Dr Flack says having a global expert assisted the Artrya team to use the highest-quality data in the algorithms.

“That was one of the critical annotation paths we had,” Dr Flack says. “You find there is a little bit of ambiguity about that, one clinician may put the position in one place and another clinician may put it in another place.”

“Under the process we set up, not only did we have to build the tools, but we also had to build the process to allow us to have multiple people annotate the imagery. Then we found where they disagreed. We got expert clinicians to actually go and look at the specific cases and decide which was the best approach.”

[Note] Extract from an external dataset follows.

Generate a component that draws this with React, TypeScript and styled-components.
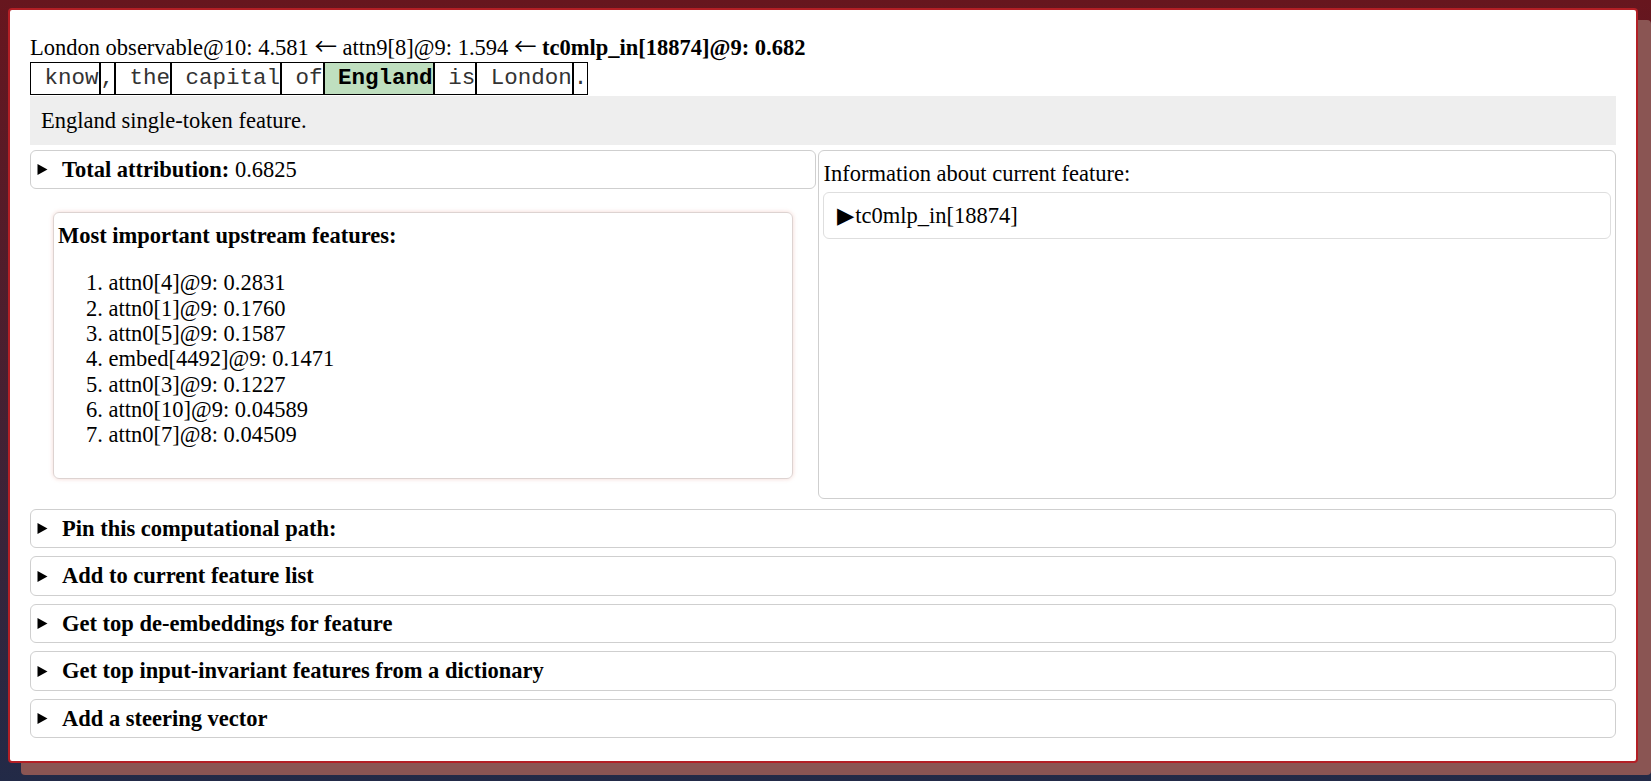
import React from "react";
import styled, { createGlobalStyle } from "styled-components";

const GlobalStyle = createGlobalStyle`
  html, body { margin: 0; padding: 0; }
  html {
    min-height: 100%;
    background: linear-gradient(180deg, #67161e 0%, #4a1f2f 45%, #222a47 100%);
  }
  body {
    min-height: 100vh;
    font-family: "Liberation Serif", "Times New Roman", serif;
    font-size: 22.5px;
    line-height: 25.3px;
    color: #000;
  }
`;

const Page = styled.div`
  padding: 8px 13px 18px 8px;
`;

const Card = styled.main`
  background: #fff;
  border: 2px solid #b31f25;
  border-radius: 4px;
  box-shadow: 13px 12px 0 #8a5553;
  padding: 25px 20px 23px;
  display: flex;
  flex-direction: column;
`;

const Title = styled.div`
  white-space: nowrap;
  height: 25.3px;
`;

const Arrow = styled.span`
  font-family: "Noto Sans CJK SC", "DejaVu Sans", sans-serif;
  font-weight: 400;
  font-size: 22.5px;
  line-height: 0;
`;

const TokenRow = styled.div`
  display: flex;
  margin-top: 1.4px;
`;

const Token = styled.span<{ $active?: boolean }>`
  font-family: "Liberation Mono", "Courier New", monospace;
  font-size: 22.5px;
  line-height: 25.5px;
  white-space: pre;
  padding: 3px 0;
  border: 1px solid #000;
  color: ${(p) => (p.$active ? "#000" : "#333")};
  font-weight: ${(p) => (p.$active ? 700 : 400)};
  background: ${(p) => (p.$active ? "#bfdfbf" : "#fff")};
`;

const Description = styled.div`
  margin-top: 1px;
  background: #eeeeee;
  padding: 12px 11px;
`;

const Columns = styled.div`
  margin-top: 4.3px;
  display: grid;
  grid-template-columns: 786px 1fr;
  column-gap: 2px;
  align-items: stretch;
`;

const LeftColumn = styled.div`
  display: flex;
  flex-direction: column;
`;

const Panel = styled.div`
  border: 1px solid #cfcfcf;
  border-radius: 6px;
  background: #fff;
`;

const Summary = styled(Panel)`
  display: flex;
  align-items: center;
  padding: 6px 6px;
`;

const Marker = styled.svg`
  flex: none;
  width: 11px;
  height: 13px;
  margin: 1px 14px 0 0;
`;

const Bold = styled.b`
  font-weight: 700;
`;

const Upstream = styled.section`
  margin: 23px 23px 20px;
  border: 1px solid #ddd3d1;
  border-radius: 6px;
  box-shadow: 0 0 4px rgba(214, 110, 90, 0.28);
  padding: 10px 4px 9px;
`;

const UpstreamList = styled.ol`
  margin: 22px 0;
  padding-left: 50.5px;
`;

const InfoPanel = styled(Panel)`
  padding: 10px 4px;
`;

const InfoHeading = styled.div`
  padding-left: 0.5px;
  margin-bottom: 6px;
`;

const InfoItem = styled.div`
  border: 1px solid #dedede;
  border-radius: 6px;
  padding: 10px 13px;
  display: flex;
  align-items: center;
`;

const BigArrow = styled.span`
  font-family: "DejaVu Sans", sans-serif;
  font-size: 22.5px;
  margin-right: 1px;
`;

const Stack = styled.div`
  margin-top: 9.3px;
  display: flex;
  flex-direction: column;
  gap: 8.2px;
`;

const Triangle = () => (
  <Marker viewBox="0 0 11 13">
    <path d="M0.5 1 L10.5 6.5 L0.5 12 Z" fill="#000" />
  </Marker>
);

const tokens = [" know", ",", " the", " capital", " of", " England", " is", " London", "."];

const upstream = [
  "attn0[4]@9: 0.2831",
  "attn0[1]@9: 0.1760",
  "attn0[5]@9: 0.1587",
  "embed[4492]@9: 0.1471",
  "attn0[3]@9: 0.1227",
  "attn0[10]@9: 0.04589",
  "attn0[7]@8: 0.04509",
];

const actions = [
  "Pin this computational path:",
  "Add to current feature list",
  "Get top de-embeddings for feature",
  "Get top input-invariant features from a dictionary",
  "Add a steering vector",
];

export default function App() {
  return (
    <>
      <GlobalStyle />
      <Page>
        <Card>
          <Title>
            London observable@10: 4.581 <Arrow>←</Arrow> attn9[8]@9: 1.594 <Arrow>←</Arrow>{" "}
            <Bold>tc0mlp_in[18874]@9: 0.682</Bold>
          </Title>
          <TokenRow>
            {tokens.map((t, i) => (
              <Token key={i} $active={t === " England"}>
                {t}
              </Token>
            ))}
          </TokenRow>
          <Description>England single-token feature.</Description>
          <Columns>
            <LeftColumn>
              <Summary>
                <Triangle />
                <span>
                  <Bold>Total attribution:</Bold> 0.6825
                </span>
              </Summary>
              <Upstream>
                <Bold>Most important upstream features:</Bold>
                <UpstreamList>
                  {upstream.map((u) => (
                    <li key={u}>{u}</li>
                  ))}
                </UpstreamList>
              </Upstream>
            </LeftColumn>
            <InfoPanel>
              <InfoHeading>Information about current feature:</InfoHeading>
              <InfoItem>
                <BigArrow>▶</BigArrow>
                <span>tc0mlp_in[18874]</span>
              </InfoItem>
            </InfoPanel>
          </Columns>
          <Stack>
            {actions.map((a) => (
              <Summary key={a}>
                <Triangle />
                <Bold>{a}</Bold>
              </Summary>
            ))}
          </Stack>
        </Card>
      </Page>
    </>
  );
}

“It has been a many-layered challenge to generate this very high-quality data with clinician review.”

Once the data was established and verified, the Artrya team used models to train the algorithms.

The scans, annotated by experts, were split into two or three sets, then trained, tested and refined using computer science techniques of gradient descent and back propagation.

“You get thousands of examples, you train the AI to match those examples from that data and then step back into a real-world scenario,” Dr Flack says.

The algorithms detect the aorta, then map out the coronary arteries, and subsequently their inner and outer walls. Separate AI algorithms incorporate radiodensity analysis and the location information to illustrate disease characteristics.

At this level, it is believed that AI models will achieve the equivalent accuracy as experts in the field for the identification of stenosis and calcification in coronary artery disease.

The solution is one of the few AI-based technologies to assess CCTA images, and notably one with the ability to visualise disease characteristics and guide clinical decision making.

Artrya Salix assesses the radiodensity of Hounsfield Units (HU) in combination with the location, patterning and context of plaques on the coronary artery wall to characterise coronary artery disease.

Dr Flack says the end result is an AI solution that assesses critical imaging biomarkers of coronary artery disease to support a diagnosing clinician, and this has the potential to change outcomes for health systems and patients across the world.

“Over the last couple of years, we’ve built up what we believe to be a world-class database around coronary artery disease, particularly stenosis and high-risk plaque,” he says.